Light-adjustable lens surgery comes to the UK

December 9, 2009

Ophthalmic surgeon Bobby Qureshi is the first in the UK to implant light-adjustable lenses (LALs), which have the capacity to be altered after surgery to provide the best vision for each individual eye without glasses.

Ophthalmic surgeon Bobby Qureshi is the first in the UK to implant light-adjustable lenses (LALs), which have the capacity to be altered after surgery to provide the best vision for each individual eye without glasses.

What makes the LAL different is the incorporation of unique materials called 'macromers' which were developed by Calhoun Vision Inc in the USA led by a team of Nobel Prize winning scientists. The macromers are designed to be sensitive to harmless ultraviolet light of a specific wavelength. When this light is shone into the eye the macromers link together in a very controlled and specific way called photopolymerisation.

After implantation of the lens the patient's vision is evaluated when the eye has healed, typically at about 2 weeks. Any adjustment required to perfect the vision is carried out at this time with the patient seated comfortably at the digital light delivery device, a machine designed to deliver the exact dose and profile of light onto the LAL to correct any residual errors.

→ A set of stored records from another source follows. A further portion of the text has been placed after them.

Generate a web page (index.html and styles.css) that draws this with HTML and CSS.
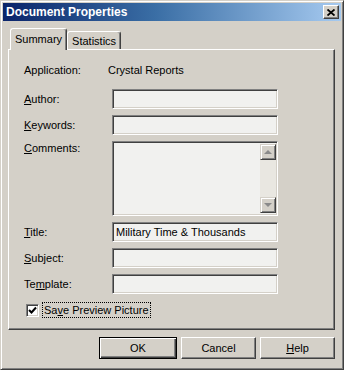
FILE: index.html
```html
<!DOCTYPE html>
<html lang="en">
<head>
    <meta charset="utf-8">
    <title>Document Properties</title>
    <link rel="stylesheet" href="styles.css">
</head>
<body>
    <div class="window">
        <div class="titlebar">
            <span class="title">Document Properties</span>
            <span class="close">
                <svg width="8" height="7" viewBox="0 0 8 7"><path d="M0.5 0.5 L7.5 6.5 M7.5 0.5 L0.5 6.5" stroke="#000" stroke-width="1.8"/></svg>
            </span>
        </div>
        <div class="dialog">
            <div class="tabs">
                <div class="tab active">Summary</div>
                <div class="tab">Statistics</div>
            </div>
            <div class="panel">
                <div class="row info">
                    <span class="label">Application:</span>
                    <span class="value">Crystal Reports</span>
                </div>
                <div class="row">
                    <span class="label"><u>A</u>uthor:</span>
                    <div class="field"></div>
                </div>
                <div class="row">
                    <span class="label"><u>K</u>eywords:</span>
                    <div class="field"></div>
                </div>
                <div class="row top">
                    <span class="label"><u>C</u>omments:</span>
                    <div class="field area">
                        <div class="scrollbar">
                            <div class="arrow"><span class="tri up"></span></div>
                            <div class="track"></div>
                            <div class="arrow"><span class="tri down"></span></div>
                        </div>
                    </div>
                </div>
                <div class="row">
                    <span class="label"><u>T</u>itle:</span>
                    <div class="field">Military Time &amp; Thousands</div>
                </div>
                <div class="row">
                    <span class="label"><u>S</u>ubject:</span>
                    <div class="field"></div>
                </div>
                <div class="row">
                    <span class="label">Te<u>m</u>plate:</span>
                    <div class="field"></div>
                </div>
                <div class="check-row">
                    <span class="checkbox">
                        <svg width="9" height="9" viewBox="0 0 9 9"><path d="M1 4 L3.5 6.5 L8 1.5" fill="none" stroke="#000" stroke-width="2"/></svg>
                    </span>
                    <span class="check-label">Sa<u>v</u>e Preview Picture</span>
                </div>
            </div>
            <div class="buttons">
                <button class="btn default">OK</button>
                <button class="btn">Cancel</button>
                <button class="btn"><u>H</u>elp</button>
            </div>
        </div>
    </div>
</body>
</html>
```

FILE: styles.css
```css
body{
    margin: 0;
    font-family: "Liberation Sans", Arial, sans-serif;
    font-size: 11px;
    color: #000;
}
.window{
    width: 344px;
    height: 370px;
    box-sizing: border-box;
    background-color: #d4d0c8;
    border: 1px solid;
    border-color: #d4d0c8 #404040 #404040 #d4d0c8;
    box-shadow: inset 1px 1px 0 #fff, inset -1px -1px 0 #808080;
    padding: 2px;
}
.titlebar{
    height: 18px;
    display: flex;
    align-items: center;
    justify-content: space-between;
    background: linear-gradient(to right, #0a246a 0%, #3a6ea5 45%, #a6caf0 100%);
    padding: 0 2px 0 3px;
}
.title{
    color: white;
    font-weight: bold;
    font-size: 12px;
}
.close{
    width: 16px;
    height: 14px;
    box-sizing: border-box;
    background-color: #d4d0c8;
    border: 1px solid;
    border-color: #fff #404040 #404040 #fff;
    box-shadow: inset -1px -1px 0 #808080;
    display: flex;
    align-items: center;
    justify-content: center;
}
.dialog{
    padding: 7px 6px 0 5px;
}
.tabs{
    height: 21px;
    display: flex;
    align-items: flex-end;
    padding-left: 2px;
}
.tab{
    height: 18px;
    box-sizing: border-box;
    padding: 0 4px;
    display: flex;
    align-items: center;
    border: 1px solid;
    border-bottom: none;
    border-color: #fff #404040 #404040 #fff;
    border-radius: 3px 3px 0 0;
    box-shadow: inset -1px 0 0 #808080;
}
.tab.active{
    height: 22px;
    margin-bottom: -1px;
    padding: 0 4px 2px 4px;
    position: relative;
    z-index: 1;
    background-color: #d4d0c8;
}
.panel{
    height: 281px;
    box-sizing: border-box;
    border: 1px solid;
    border-color: #fff #404040 #404040 #fff;
    box-shadow: inset -1px -1px 0 #808080;
    padding: 13px 0 0 15px;
    display: flex;
    flex-direction: column;
    gap: 6px;
}
.row{
    display: flex;
    align-items: center;
}
.row.info{
    height: 14px;
    margin-bottom: 6px;
}
.row.top{
    align-items: flex-start;
}
.row.top .label{
    padding-top: 1px;
}
.label{
    width: 88px;
}
.value{
    margin-left: -4px;
}
.field{
    width: 166px;
    height: 20px;
    box-sizing: border-box;
    background-color: #f1f1ef;
    border: 1px solid;
    border-color: #808080 #fff #fff #808080;
    box-shadow: inset 1px 1px 0 #404040, inset -1px -1px 0 #d4d0c8;
    padding: 0 3px;
    display: flex;
    align-items: center;
}
.field.area{
    height: 75px;
    padding: 2px 1px 2px 2px;
    justify-content: flex-end;
    align-items: stretch;
}
.scrollbar{
    width: 16px;
    display: flex;
    flex-direction: column;
    background-color: #e9e7e1;
}
.track{
    flex: 1;
}
.arrow{
    height: 16px;
    box-sizing: border-box;
    background-color: #d4d0c8;
    border: 1px solid;
    border-color: #d4d0c8 #404040 #404040 #d4d0c8;
    box-shadow: inset 1px 1px 0 #fff, inset -1px -1px 0 #808080;
    display: flex;
    align-items: center;
    justify-content: center;
}
.tri{
    width: 0;
    height: 0;
    border-left: 4px solid transparent;
    border-right: 4px solid transparent;
}
.tri.up{
    border-bottom: 4px solid #8a8a8a;
}
.tri.down{
    border-top: 4px solid #8a8a8a;
}
.check-row{
    display: flex;
    align-items: center;
    gap: 4px;
    margin-top: 3px;
    padding-left: 2px;
}
.checkbox{
    width: 13px;
    height: 13px;
    box-sizing: border-box;
    background-color: #fff;
    border: 1px solid;
    border-color: #808080 #fff #fff #808080;
    box-shadow: inset 1px 1px 0 #404040, inset -1px -1px 0 #d4d0c8;
    display: flex;
    align-items: center;
    justify-content: center;
}
.check-label{
    outline: 1px dotted #000;
    padding: 1px 1px;
}
.buttons{
    display: flex;
    justify-content: flex-end;
    gap: 4px;
    margin-top: 7px;
}
.btn{
    width: 75px;
    height: 22px;
    font-family: "Liberation Sans", Arial, sans-serif;
    font-size: 11px;
    color: #000;
    background-color: #d4d0c8;
    border: 1px solid;
    border-color: #fff #404040 #404040 #fff;
    box-shadow: inset -1px -1px 0 #808080;
    padding: 0;
}
.btn.default{
    width: 78px;
    border-color: #000;
    box-shadow: inset 1px 1px 0 #fff, inset -1px -1px 0 #404040, inset -2px -2px 0 #808080;
}
```
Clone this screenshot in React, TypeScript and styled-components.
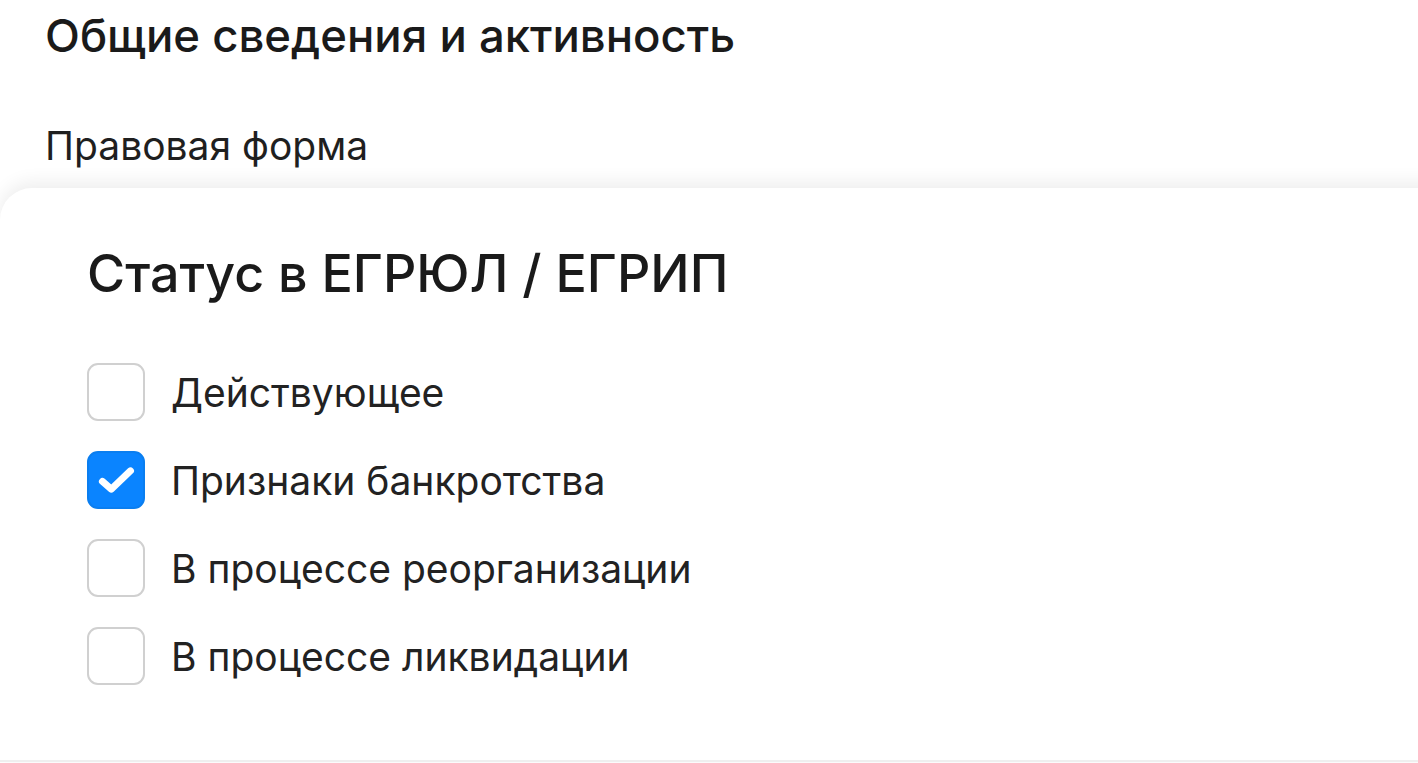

Light adjustability of the lens is based on the principles of photochemistry and diffusion whereby components incorporated into the lens matrix are photopolymerised on exposure to the UV light.

This means that the light affects the macromers to cause very specific swelling or thinning of the lens implant changing the focus to give the patient the best vision possible for their eye. The process takes less than 2 minutes and can be repeated for further adjustment if required. Once the desired prescription is achieved further UV light is passed through the lens to 'fix' it in position to make the adjustment permanent.

Commenting on the technique, Qureshi told the BBC: “The beauty about the lens is that from the start it was designed so the shape of the lens could be changed from the outside by using light from a particular wavelength,” he said.

“By changing the shape you can change the focus so you can change long-sightedness, short-sightedness and astigmatism (blurring).

“Unlike a conventional lens you can almost guarantee 20/20 vision because you can change and make sure you have corrected any problems.”